The three-day summit on the theme: “Breaking Barriers and Partnering to Optimize Trade Potentials,” attracted more than 200 participants.
He stressed the need for the four countries to harness their collective comparative advantages to maximize the trade and investment opportunities that existed between them.
They should also foster enduring partnerships and linkages between their business entities to enable them to exploit existing and emerging opportunities from cross border partnerships for business growth.
“But this should not be a major challenge since we have a long history of co-operation between our four countries, anchored in shared history and common heritage. This is particularly true for Ghana and Nigeria,” he said.
Ms Hannah Tetteh, Ghana’s Minister of Trade and Industry, asked the participants to find ways of breaking the poverty barriers among their citizenry.
She said the summit was a renewed call to collaborate efforts to enhance trade and investment among the four countries and encourage them to open up to other countries to enable them to deal with greater number of customers.
She therefore urged participants to deliberate on factors militating against regional integration and come out with suggestions to address the issue.
Mr Tete Jean-Pierre Gbigbi-Benissan, Ambassador of Togo and the Dean of the Diplomatic Corps to Ghana, said Customs and Immigration Officers in the ECOWAS countries had a huge historical responsibility to translate into reality the ECOWAS Protocol on the free movement of peoples and goods.
“However, we are not to ignore the leading role our traditional chiefs have to play in sensitising the people living along the borders to abide by the laws of neighbouring countries when going in there.
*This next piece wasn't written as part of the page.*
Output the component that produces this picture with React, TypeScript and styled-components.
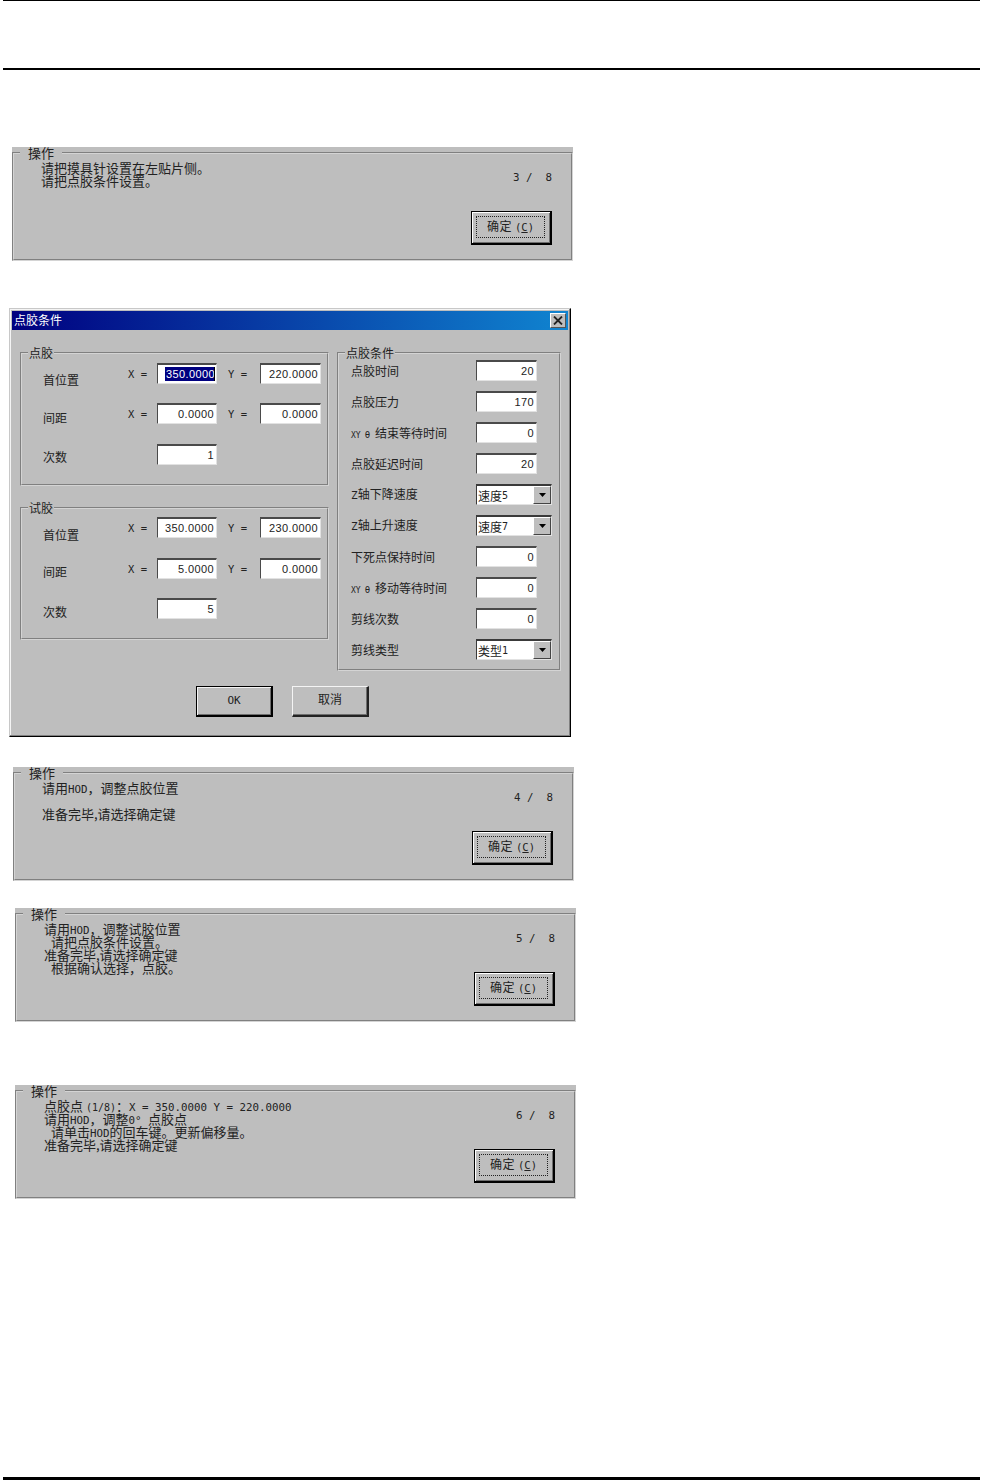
import React from 'react';
import styled, { createGlobalStyle } from 'styled-components';

const GRAY = '#bebebe';
const CJK = '"Noto Sans CJK SC", sans-serif';
const MONO = '"DejaVu Sans Mono", "Noto Sans CJK SC", monospace';
const SANS = '"Liberation Sans", "Noto Sans CJK SC", sans-serif';

const GlobalStyle = createGlobalStyle`
  html, body { margin: 0; padding: 0; background: #fff; }
  body { font-family: ${CJK}; color: #222; }
`;

const Page = styled.div`
  width: 982px;
  height: 1480px;
  display: flex;
  flex-direction: column;
  overflow: hidden;
`;

const Rule = styled.div<{ $size: number; $top?: number; $push?: boolean }>`
  flex: none;
  width: 977px;
  height: ${({ $size }) => $size}px;
  margin-left: 3px;
  margin-top: ${({ $push, $top }) => ($push ? 'auto' : `${$top ?? 0}px`)};
  background: #000;
`;

/* Operation panels */
const Panel = styled.div<{ $left: number; $top: number }>`
  flex: none;
  box-sizing: border-box;
  width: 561px;
  height: 114px;
  margin-left: ${({ $left }) => $left}px;
  margin-top: ${({ $top }) => $top}px;
  background: ${GRAY};
`;

const PanelFrame = styled.fieldset`
  box-sizing: border-box;
  height: 100%;
  min-width: 0;
  margin: 0;
  padding: 0;
  display: flex;
  justify-content: space-between;
  border: 2px groove #d4d4d4;
`;

const PanelLegend = styled.legend`
  margin-left: 6px;
  padding: 0 8px;
  font-size: 13px;
  line-height: 12px;
`;

const Message = styled.div`
  padding: 2px 0 0 27px;
  display: flex;
  flex-direction: column;
  font-size: 13px;
  line-height: 13px;
  white-space: pre;
`;

const MessageLine = styled.div<{ $indent?: boolean }>`
  height: 13px;
  padding-left: ${({ $indent }) => ($indent ? 7 : 0)}px;
`;

const Mono = styled.span<{ $size?: number; $underline?: boolean }>`
  font-family: ${MONO};
  font-size: ${({ $size }) => $size ?? 10.8}px;
  letter-spacing: 0;
  text-decoration: ${({ $underline }) => ($underline ? 'underline' : 'none')};
`;

const Theta = styled(Mono)`
  margin: 0 5px 0 4px;
`;

const PanelAside = styled.div`
  display: flex;
  flex-direction: column;
  align-items: flex-end;
  justify-content: space-between;
  padding: 12px 19px 14px 0;
`;

const Counter = styled.div`
  font-family: ${MONO};
  font-size: 10.8px;
  line-height: 14px;
  white-space: pre;
`;

const ConfirmButton = styled.button`
  box-sizing: border-box;
  width: 81px;
  height: 34px;
  padding: 4px 5px 5px 4px;
  display: flex;
  border: 1px solid #000;
  border-bottom-width: 2px;
  border-right-width: 2px;
  background: ${GRAY};
  box-shadow: inset 1px 1px #fff, inset -1px -1px #6e6e6e;
  color: #222;
  font-family: ${CJK};
  font-size: 12px;
  letter-spacing: 0.5px;
  line-height: 14px;
`;

const ConfirmFocus = styled.span`
  flex: 1;
  padding-bottom: 2px;
  display: flex;
  align-items: center;
  justify-content: center;
  gap: 3px;
  border: 1px dotted #222;
`;

/* Dialog */
const Dialog = styled.div`
  flex: none;
  box-sizing: border-box;
  width: 562px;
  height: 429px;
  margin-left: 9px;
  margin-top: 47px;
  padding: 2px;
  display: flex;
  flex-direction: column;
  border: 1px solid;
  border-color: #c8c8c8 #000 #000 #c8c8c8;
  background: ${GRAY};
  box-shadow: inset -1px -1px #808080, inset 1px 1px #f4f4f4;
`;

const TitleBar = styled.div`
  flex: none;
  box-sizing: border-box;
  height: 19px;
  padding: 0 2px;
  display: flex;
  align-items: center;
  justify-content: space-between;
  background: linear-gradient(90deg, #000080, #1084d0);
  color: #fff;
  font-size: 12px;
  line-height: 15px;
`;

const TitleText = styled.span`
  padding-bottom: 2px;
`;

const CloseButton = styled.div`
  width: 16px;
  height: 15px;
  box-sizing: border-box;
  display: flex;
  align-items: center;
  justify-content: center;
  background: ${GRAY};
  border: 1px solid;
  border-color: #fff #555 #555 #fff;
`;

const DialogBody = styled.div`
  flex: 1;
  padding: 16px 7px 0 8px;
  display: flex;
  flex-direction: column;
`;

const Columns = styled.div`
  display: flex;
  gap: 8px;
`;

const LeftColumn = styled.div`
  flex: none;
  display: flex;
  flex-direction: column;
  gap: 15px;
  width: 309px;
`;

const Group = styled.fieldset<{ $height: number; $width?: number }>`
  flex: none;
  box-sizing: border-box;
  width: ${({ $width }) => ($width ? `${$width}px` : 'auto')};
  height: ${({ $height }) => $height}px;
  min-width: 0;
  margin: 0;
  padding: 0;
  border: 2px groove #d4d4d4;
`;

const GroupLegend = styled.legend`
  margin-left: 6px;
  padding: 0 1px;
  font-size: 12px;
  line-height: 14px;
`;

const PointRows = styled.div`
  padding-left: 21px;
`;

const PointRow = styled.div<{ $top: number }>`
  display: flex;
  align-items: center;
  height: 21px;
  margin-top: ${({ $top }) => $top}px;
`;

const RowLabel = styled.div<{ $drop: number }>`
  align-self: flex-start;
  width: 85px;
  padding-top: ${({ $drop }) => $drop}px;
  font-size: 12px;
  line-height: 14px;
  white-space: nowrap;
`;

const Axis = styled.div<{ $width: number; $indent?: number }>`
  box-sizing: border-box;
  width: ${({ $width }) => $width}px;
  padding-left: ${({ $indent }) => $indent ?? 0}px;
  font-family: ${MONO};
  font-size: 10.5px;
  white-space: pre;
`;

const Field = styled.div<{ $width?: number }>`
  flex: none;
  box-sizing: border-box;
  width: ${({ $width }) => $width ?? 61}px;
  height: 21px;
  padding-right: 2px;
  display: flex;
  align-items: center;
  justify-content: flex-end;
  overflow: hidden;
  border-style: solid;
  border-width: 2px 1px 1px 1px;
  border-color: #4a4a4a #e2e2e2 #e2e2e2 #4a4a4a;
  background: #fff;
  font-family: ${SANS};
  font-size: 11px;
  letter-spacing: 0.4px;
`;

const Selected = styled.span`
  display: block;
  flex: none;
  box-sizing: border-box;
  width: 50px;
  height: 14px;
  margin-right: -1px;
  padding-left: 1px;
  line-height: 14px;
  overflow: hidden;
  white-space: nowrap;
  background: #000080;
  color: #fff;
  border-right: 1px solid #000;
`;

const SettingsRows = styled.div`
  padding-left: 12px;
  display: flex;
  flex-direction: column;
  gap: 10px;
`;

const SettingRow = styled.div`
  display: flex;
  align-items: center;
  height: 21px;
`;

const SettingLabel = styled.div`
  width: 125px;
  font-size: 12px;
  line-height: 14px;
  white-space: pre;
`;

const XySettingLabel = styled(SettingLabel)`
  padding-top: 3px;
`;

const Combo = styled.div`
  box-sizing: border-box;
  width: 76px;
  height: 21px;
  display: flex;
  align-items: stretch;
  border-style: solid;
  border-width: 2px 1px 1px 1px;
  border-color: #3a3a3a #e2e2e2 #e2e2e2 #3a3a3a;
  background: #fff;
  font-size: 12px;
`;

const ComboValue = styled.div`
  flex: 1;
  padding-left: 1px;
  display: flex;
  align-items: center;
  white-space: pre;
`;

const ComboArrow = styled.div`
  width: 16px;
  display: flex;
  align-items: center;
  justify-content: center;
  background: ${GRAY};
  border: 1px solid;
  border-color: #fff #444 #444 #fff;
`;

const DialogActions = styled.div`
  margin-top: 15px;
  padding-left: 176px;
  display: flex;
  gap: 19px;
`;

const DialogButton = styled.button<{ $isDefault?: boolean }>`
  box-sizing: border-box;
  width: 77px;
  height: 31px;
  padding: 0 0 5px;
  border: 1px solid;
  border-color: ${({ $isDefault }) => ($isDefault ? '#000' : '#f4f4f4 #222 #222 #f4f4f4')};
  border-bottom-width: 2px;
  border-right-width: 2px;
  background: ${GRAY};
  box-shadow: ${({ $isDefault }) =>
    $isDefault ? 'inset 1px 1px #f4f4f4, inset -1px -1px #6e6e6e' : 'inset -1px -1px #6e6e6e'};
  color: #222;
  font-family: ${CJK};
  font-size: 12px;
`;

const Arrow = () => (
  <svg width="7" height="4" viewBox="0 0 7 4">
    <polygon points="0,0 7,0 3.5,4" fill="#000" />
  </svg>
);

const CloseIcon = () => (
  <svg width="10" height="9" viewBox="0 0 10 9">
    <path d="M1 0.5 L9 8.5 M9 0.5 L1 8.5" stroke="#222" strokeWidth="1.8" fill="none" />
  </svg>
);

interface IOperationPanelProps {
  left: number;
  top: number;
  step: string;
  children: React.ReactNode;
}

const OperationPanel = ({ left, top, step, children }: IOperationPanelProps) => (
  <Panel $left={left} $top={top}>
    <PanelFrame>
      <PanelLegend>操作</PanelLegend>
      <Message>{children}</Message>
      <PanelAside>
        <Counter>{step}</Counter>
        <ConfirmButton>
          <ConfirmFocus>
            确定
            <span>
              <Mono $size={10.5}>(</Mono>
              <Mono $size={10.5} $underline>C</Mono>
              <Mono $size={10.5}>)</Mono>
            </span>
          </ConfirmFocus>
        </ConfirmButton>
      </PanelAside>
    </PanelFrame>
  </Panel>
);

const XyLabel = ({ text }: { text: string }) => (
  <XySettingLabel>
    <Mono $size={8}>XY</Mono>
    <Theta $size={9}>θ</Theta>
    {text}
  </XySettingLabel>
);

const ZLabel = ({ text }: { text: string }) => (
  <SettingLabel>
    <Mono $size={11}>Z</Mono>
    {text}
  </SettingLabel>
);

interface ICoordRowProps {
  label: string;
  x: React.ReactNode;
  y: string;
  top: number;
  drop: number;
}

const CoordRow = ({ label, x, y, top, drop }: ICoordRowProps) => (
  <PointRow $top={top}>
    <RowLabel $drop={drop}>{label}</RowLabel>
    <Axis $width={29}>X =</Axis>
    <Field $width={60}>{x}</Field>
    <Axis $width={43} $indent={11}>
      Y =
    </Axis>
    <Field>{y}</Field>
  </PointRow>
);

const CountRow = ({ value, top, drop }: { value: string; top: number; drop: number }) => (
  <PointRow $top={top}>
    <RowLabel $drop={drop}>次数</RowLabel>
    <Axis $width={29} />
    <Field $width={60}>{value}</Field>
  </PointRow>
);

const App = () => (
  <Page>
    <GlobalStyle />
    <Rule $size={1} />
    <Rule $size={2} $top={67} />

    <OperationPanel left={12} top={77} step={'3 /  8'}>
      <MessageLine>请把摸具针设置在左贴片侧。</MessageLine>
      <MessageLine>请把点胶条件设置。</MessageLine>
    </OperationPanel>

    <Dialog>
      <TitleBar>
        <TitleText>点胶条件</TitleText>
        <CloseButton>
          <CloseIcon />
        </CloseButton>
      </TitleBar>
      <DialogBody>
        <Columns>
          <LeftColumn>
            <Group $height={140}>
              <GroupLegend>点胶</GroupLegend>
              <PointRows>
                <CoordRow label="首位置" x={<Selected>350.0000</Selected>} y="220.0000" top={3} drop={10} />
                <CoordRow label="间距" x="0.0000" y="0.0000" top={19} drop={8} />
                <CountRow value="1" top={20} drop={6} />
              </PointRows>
            </Group>
            <Group $height={139}>
              <GroupLegend>试胶</GroupLegend>
              <PointRows>
                <CoordRow label="首位置" x="350.0000" y="230.0000" top={2} drop={11} />
                <CoordRow label="间距" x="5.0000" y="0.0000" top={20} drop={7} />
                <CountRow value="5" top={19} drop={7} />
              </PointRows>
            </Group>
          </LeftColumn>
          <Group $height={325} $width={224}>
            <GroupLegend>点胶条件</GroupLegend>
            <SettingsRows>
              <SettingRow>
                <SettingLabel>点胶时间</SettingLabel>
                <Field>20</Field>
              </SettingRow>
              <SettingRow>
                <SettingLabel>点胶压力</SettingLabel>
                <Field>170</Field>
              </SettingRow>
              <SettingRow>
                <XyLabel text="结束等待时间" />
                <Field>0</Field>
              </SettingRow>
              <SettingRow>
                <SettingLabel>点胶延迟时间</SettingLabel>
                <Field>20</Field>
              </SettingRow>
              <SettingRow>
                <ZLabel text="轴下降速度" />
                <Combo>
                  <ComboValue>
                    速度<Mono $size={10}>5</Mono>
                  </ComboValue>
                  <ComboArrow>
                    <Arrow />
                  </ComboArrow>
                </Combo>
              </SettingRow>
              <SettingRow>
                <ZLabel text="轴上升速度" />
                <Combo>
                  <ComboValue>
                    速度<Mono $size={10}>7</Mono>
                  </ComboValue>
                  <ComboArrow>
                    <Arrow />
                  </ComboArrow>
                </Combo>
              </SettingRow>
              <SettingRow>
                <SettingLabel>下死点保持时间</SettingLabel>
                <Field>0</Field>
              </SettingRow>
              <SettingRow>
                <XyLabel text="移动等待时间" />
                <Field>0</Field>
              </SettingRow>
              <SettingRow>
                <SettingLabel>剪线次数</SettingLabel>
                <Field>0</Field>
              </SettingRow>
              <SettingRow>
                <SettingLabel>剪线类型</SettingLabel>
                <Combo>
                  <ComboValue>
                    类型<Mono $size={10}>1</Mono>
                  </ComboValue>
                  <ComboArrow>
                    <Arrow />
                  </ComboArrow>
                </Combo>
              </SettingRow>
            </SettingsRows>
          </Group>
        </Columns>
        <DialogActions>
          <DialogButton $isDefault>
            <Mono $size={11}>OK</Mono>
          </DialogButton>
          <DialogButton>取消</DialogButton>
        </DialogActions>
      </DialogBody>
    </Dialog>

    <OperationPanel left={13} top={30} step={'4 /  8'}>
      <MessageLine>
        请用<Mono>HOD</Mono>，调整点胶位置
      </MessageLine>
      <MessageLine />
      <MessageLine>准备完毕,请选择确定键</MessageLine>
    </OperationPanel>

    <OperationPanel left={15} top={27} step={'5 /  8'}>
      <MessageLine>
        请用<Mono>HOD</Mono>，调整试胶位置
      </MessageLine>
      <MessageLine $indent>请把点胶条件设置。</MessageLine>
      <MessageLine>准备完毕,请选择确定键</MessageLine>
      <MessageLine $indent>根据确认选择，点胶。</MessageLine>
    </OperationPanel>

    <OperationPanel left={15} top={63} step={'6 /  8'}>
      <MessageLine>
        点胶点 <Mono $size={10}>(1/8)</Mono>：<Mono>X = 350.0000 Y = 220.0000</Mono>
      </MessageLine>
      <MessageLine>
        请用<Mono>HOD</Mono>，调整<Mono>0° </Mono>点胶点
      </MessageLine>
      <MessageLine $indent>
        请单击<Mono>HOD</Mono>的回车键。更新偏移量。
      </MessageLine>
      <MessageLine>准备完毕,请选择确定键</MessageLine>
    </OperationPanel>

    <Rule $size={3} $push />
  </Page>
);

export default App;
That aspect cannot be overlooked,” he said.
He therefore advocated the process of consolidating the ties by taking on the task of sensitizing the population on the need to respect neighbouring countries and their laws, just like their own.
Mr Musiliu Olatunde Obanikoro, High Commissioner of Nigeria to Ghana, said the world had moved from the era of independence to the era of inter-independence, which demanded co-operation and not individual strength and resources.
He said the only way to achieve such co-operation was to break both artificial and natural barriers that stood between the four countries to hamper the free flow of business opportunities on the sub-continent.
Mr Obanikoro therefore urged the participants to brainstorm and come up with viable suggestions to achieve that desire.
In a speech read on his behalf, the President of Togo, Faure Essozimna Gnassingbe, said the constraints and challenges faced by African businessmen to do cross-border business should not constitute an impediment to their efforts but rather served as a springboard to define an appropriate partnership among themselves.
He said it was incumbent on the four countries to determine ways and means of rotating the hosting of the summit to foster a permanent relationship and pledged his country’s preparedness to support future summits.